10. It has further been held that total fact of relevant factors and circumstances determining the character of the transaction and the volume, frequency continued and regularity of transactions of parties and sale on goods has also be taken into account. It has been held that the aforesaid question is a question of fact it has to be determined in the fact situation of the case.

11. In the light of aforesaid settled legal principles, the facts of the case may be examined. Admittedly, the properties were acquired by the assessee in the year 1992 and assessee had entered into an agreement for sale on 13.05.2002. Thereafter in the accounts up to the year 2004, the property was mentioned as an asset. The details of which read as under:

Year ended Amount
31.03.1993 9,85,621
31.03.1994 20,03,964
31.03.1995 20,03,978
31.03.1996 20,04,079
31.03.1997 20,04,129
31.03.1998 20,04,299
31.03.1999 20,04,339
31.03.2000 20,04,379
31.03.2001 20,04,379
31.03.2002 20,04,389
31.03.2003 22,11,578
31.03.2004 64,21,678
During the period 01.04.2004 to 31.03.2005 Property was sold for Rs.16.65 crores.

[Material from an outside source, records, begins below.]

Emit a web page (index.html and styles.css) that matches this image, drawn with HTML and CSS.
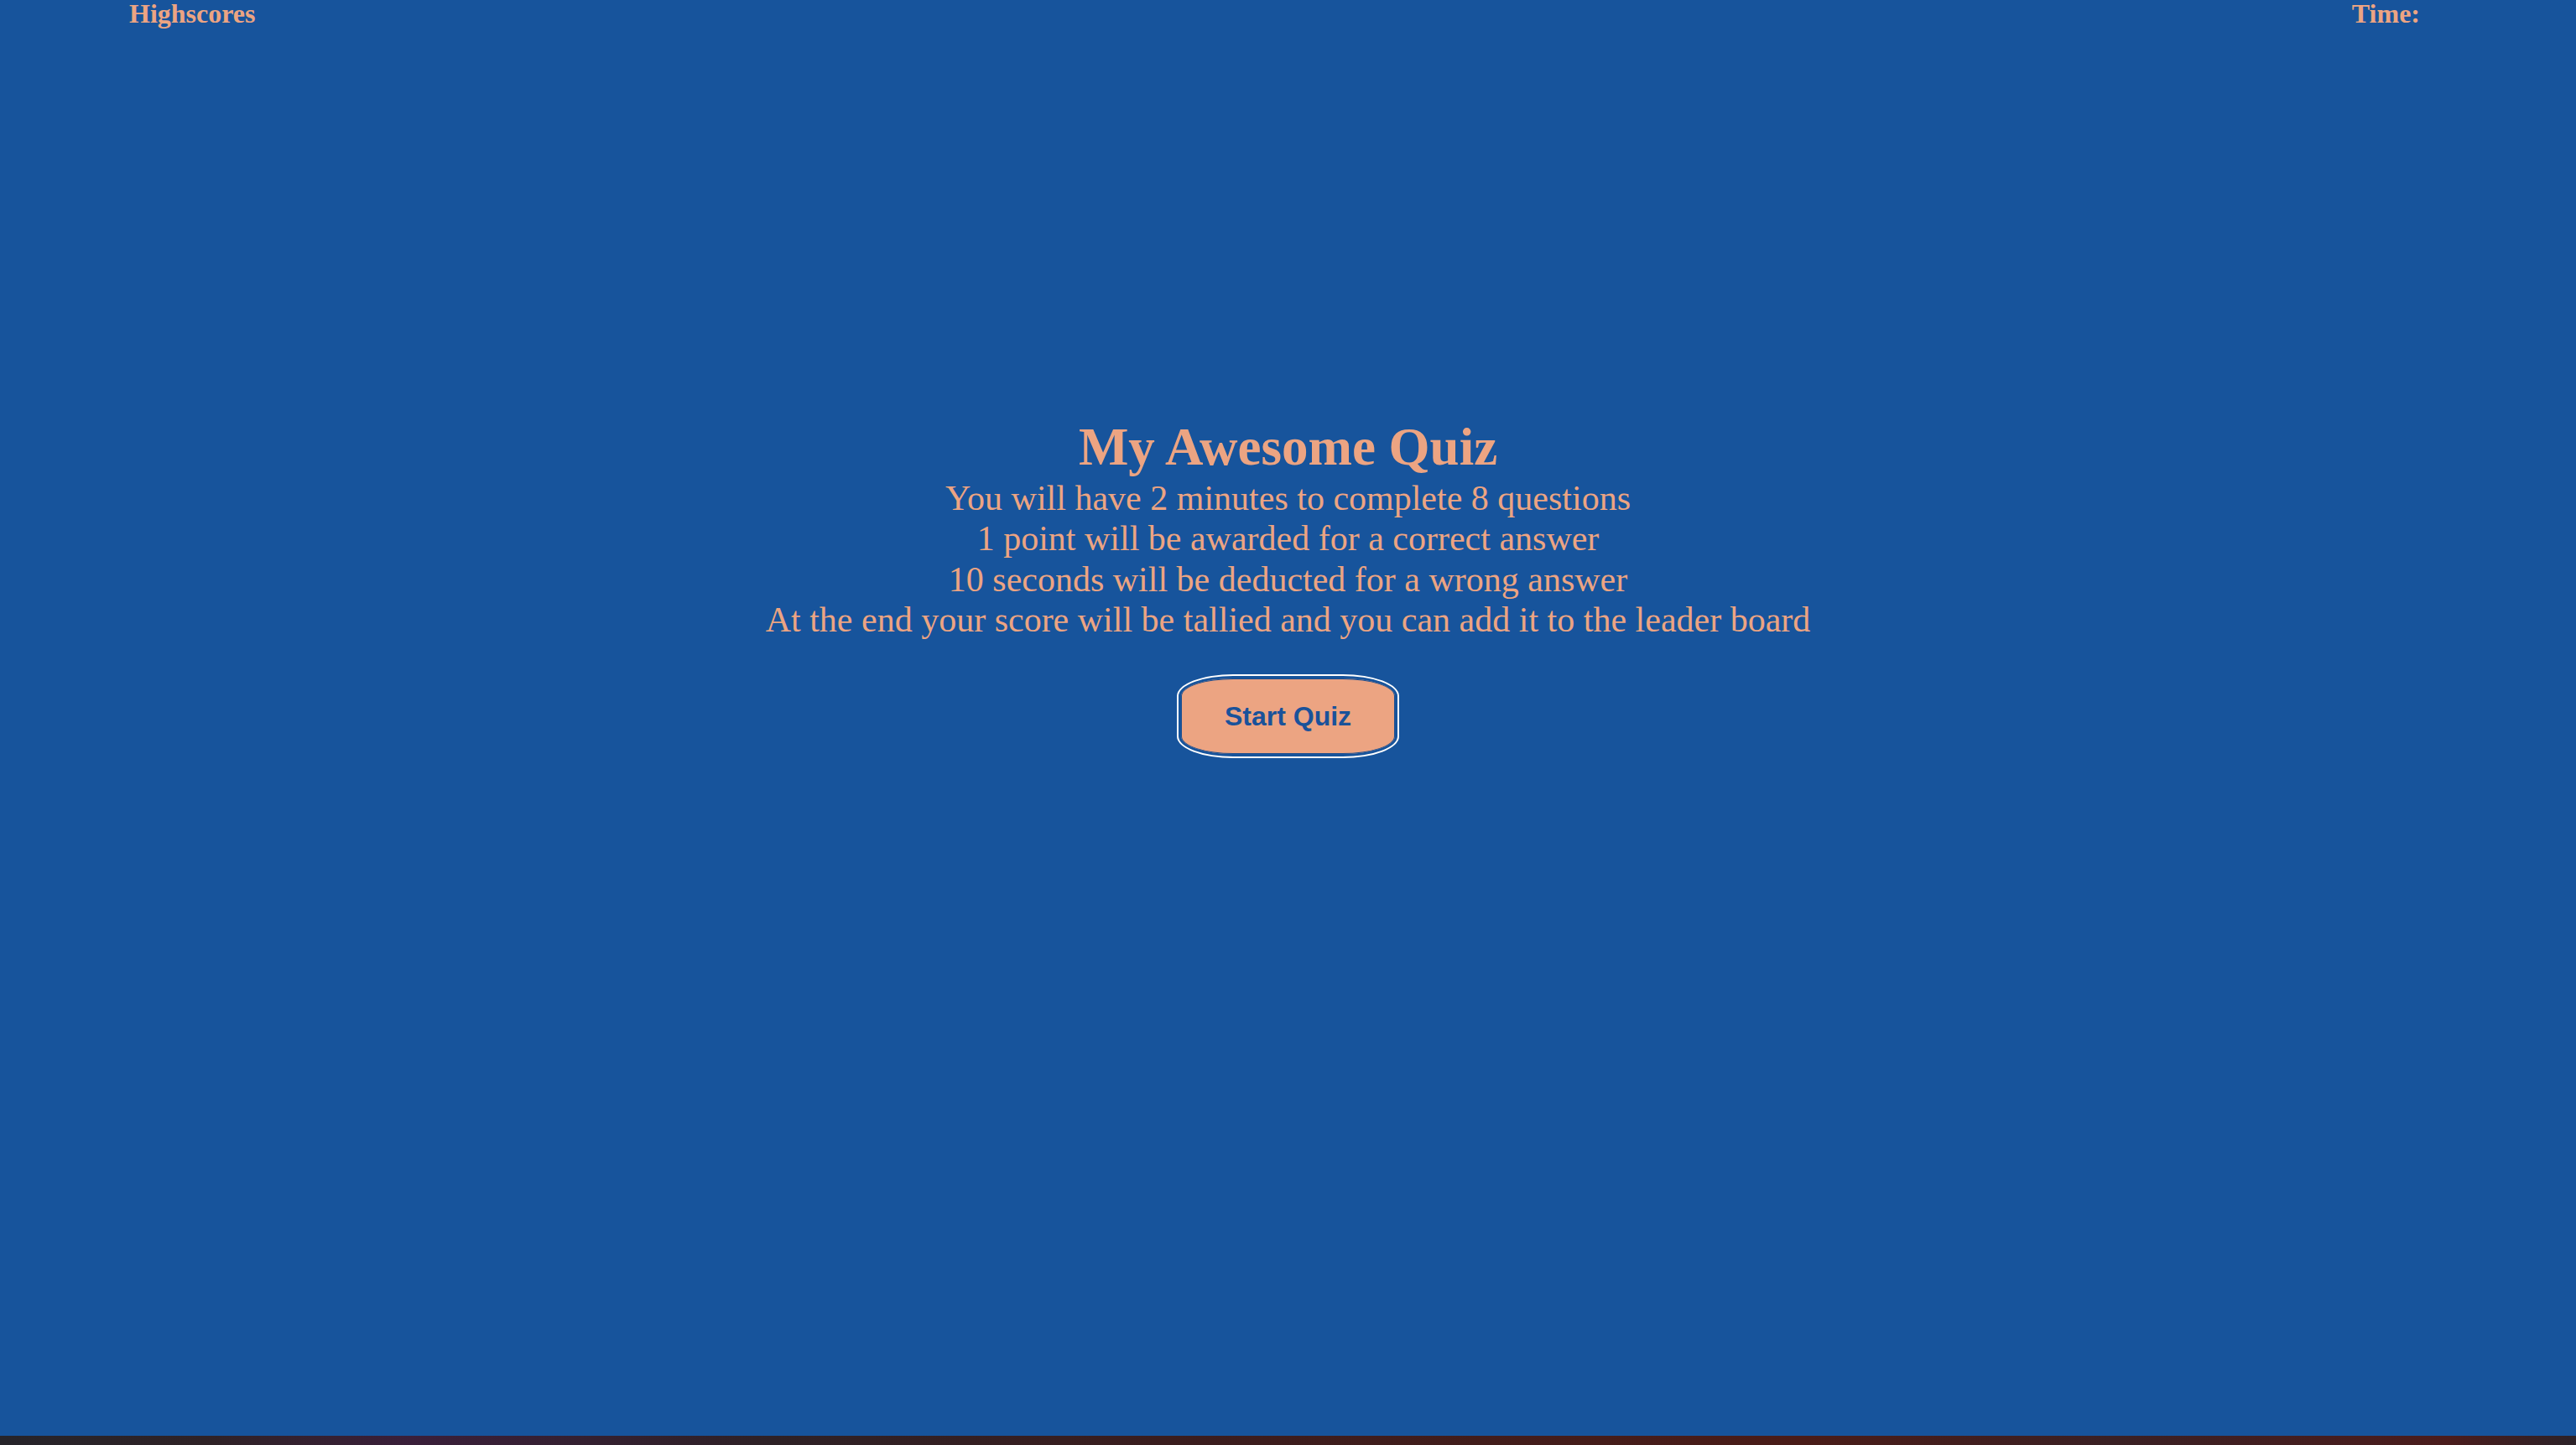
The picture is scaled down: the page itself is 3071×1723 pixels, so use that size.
FILE: index.html
```html
<!DOCTYPE html>
<html lang="en">
<head>
<meta charset="utf-8">
<title>My Awesome Quiz</title>
<link rel="stylesheet" href="styles.css">
</head>
<body>
<div class="page">
  <header class="topbar">
    <a class="highscores">Highscores</a>
    <div class="timer">Time: <span class="time-value"></span></div>
  </header>
  <main class="intro">
    <h1 class="title">My Awesome Quiz</h1>
    <p class="rule">You will have 2 minutes to complete 8 questions</p>
    <p class="rule">1 point will be awarded for a correct answer</p>
    <p class="rule">10 seconds will be deducted for a wrong answer</p>
    <p class="rule">At the end your score will be tallied and you can add it to the leader board</p>
    <button class="start">Start Quiz</button>
  </main>
</div>
<div class="taskbar"></div>
</body>
</html>
```
FILE: styles.css
```css
html, body {
  margin: 0;
  padding: 0;
  height: 100%;
}
body {
  display: flex;
  flex-direction: column;
  background: #17549c;
  font-family: "Liberation Serif", "Times New Roman", serif;
  color: #eca482;
  font-size: 32px;
}
.page {
  flex: 1;
  display: flex;
  flex-direction: column;
}
.topbar {
  display: flex;
  justify-content: space-between;
  padding: 0 178px 0 154px;
  font-weight: bold;
  line-height: 32px;
}
.highscores {
  color: #eca482;
}
.time-value {
  display: inline-block;
}
.intro {
  display: flex;
  flex-direction: column;
  align-items: center;
  text-align: center;
  padding-top: 465px;
}
.title {
  margin: 0;
  font-size: 63px;
  font-weight: bold;
  line-height: normal;
}
.rule {
  margin: 0;
  font-size: 42px;
  line-height: 48.3px;
}
.start {
  margin-top: 43px;
  width: 261px;
  height: 96px;
  background: #eca482;
  color: #1a529a;
  font-family: "Liberation Sans", Arial, sans-serif;
  font-weight: bold;
  font-size: 32px;
  border: 3px solid #17549c;
  border-radius: 25%;
  box-shadow: 0 0 0 1px #1f4f8e inset, 0 0 0 2px #ffffff;
  padding: 0;
  cursor: pointer;
}
.taskbar {
  height: 11px;
  flex: none;
  background: linear-gradient(90deg, #26242a 0%, #2f2226 8%, #3a1f3a 16%, #2e2126 30%, #3a1d1e 45%, #4a1c18 70%, #3a2024 82%, #4b1c1c 95%, #2c2228 100%);
}
```
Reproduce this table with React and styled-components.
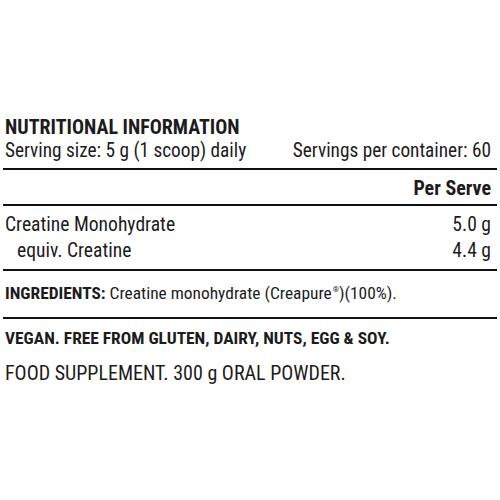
import React from "react";
import styled, { createGlobalStyle } from "styled-components";

const GlobalStyle = createGlobalStyle`
  html, body {
    margin: 0;
    padding: 0;
    background: #ffffff;
  }
  body {
    font-family: "Roboto", "Liberation Sans", sans-serif;
    color: #1c1c1c;
  }
`;

const Page = styled.div`
  width: 500px;
  height: 500px;
  box-sizing: border-box;
  padding: 116px 3px 0 3px;
`;

const Condensed = styled.div`
  font-stretch: condensed;
`;

const Heading = styled.div`
  font-size: 20px;
  font-weight: 700;
  line-height: 22px;
  padding-left: 2px;
`;

const Row = styled.div`
  display: flex;
  justify-content: space-between;
  align-items: baseline;
  padding: 0 6px 0 ${p => (p.$indent ? 14 : 2)}px;
  font-size: ${p => p.$size || 19.6}px;
  font-weight: ${p => (p.$bold ? 700 : 400)};
  line-height: ${p => p.$lh || 26}px;
`;

const Rule = styled.div`
  height: 2px;
  background: #111;
  margin: ${p => p.$m || "4px 0"};
`;

const Para = styled.div`
  padding-left: 2px;
  font-size: ${p => p.$size || 17.4}px;
  line-height: ${p => p.$lh || 22}px;
  font-weight: ${p => (p.$bold ? 700 : 400)};
  margin-top: ${p => p.$mt || 0}px;
  b {
    font-weight: 700;
  }
`;

const Reg = styled.span`
  font-size: 8px;
  position: relative;
  top: -7px;
  margin-left: 1px;
`;

export default function App() {
  return (
    <>
      <GlobalStyle />
      <Page>
        <Condensed>
          <Heading>NUTRITIONAL INFORMATION</Heading>
          <Row $size={19.3}>
            <span>Serving size: 5 g (1 scoop) daily</span>
            <span>Servings per container: 60</span>
          </Row>
          <Rule $m="4px 0 6px" />
          <Row $bold $size={20} $lh={24}>
            <span />
            <span>Per Serve</span>
          </Row>
          <Rule $m="4px 0 6px" />
          <Row>
            <span>Creatine Monohydrate</span>
            <span>5.0 g</span>
          </Row>
          <Row $indent>
            <span>equiv. Creatine</span>
            <span>4.4 g</span>
          </Row>
          <Rule $m="5px 0 11px" />
          <Para>
            <b>INGREDIENTS:</b> Creatine monohydrate (Creapure<Reg>®</Reg>)(100%).
          </Para>
          <Rule $m="9px 0 8px" />
          <Para $bold>VEGAN. FREE FROM GLUTEN, DAIRY, NUTS, EGG &amp; SOY.</Para>
          <Para $size={20} $lh={26} $mt={11}>
            FOOD SUPPLEMENT. 300 g ORAL POWDER.
          </Para>
        </Condensed>
      </Page>
    </>
  );
}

12. Thus, from perusal of the aforesaid entries it is evident that the assessee has not conducted any other activity other than holding the land as investment. It is also pertinent to mention here that the revenue has not come up with any documentary evidence to suggest that assessee had earned income from the transaction to the land in question during the year 2003-04. The Tribunal thereafter on the basis of meticulous appreciation of evidence on record has recorded a finding that assessee has rightly disclosed the income from the property as long term capital gains instead of business income. The aforesaid finding by no stretch of imagination can be believed to either perverse and arbitrary.

13. In view of the preceding analysis, the substantial question of law framed by this Court are answered against the revenue and in favour of the assessee.

14. In the result, we do not find any merits in these appeals. The same fail and are hereby dismissed.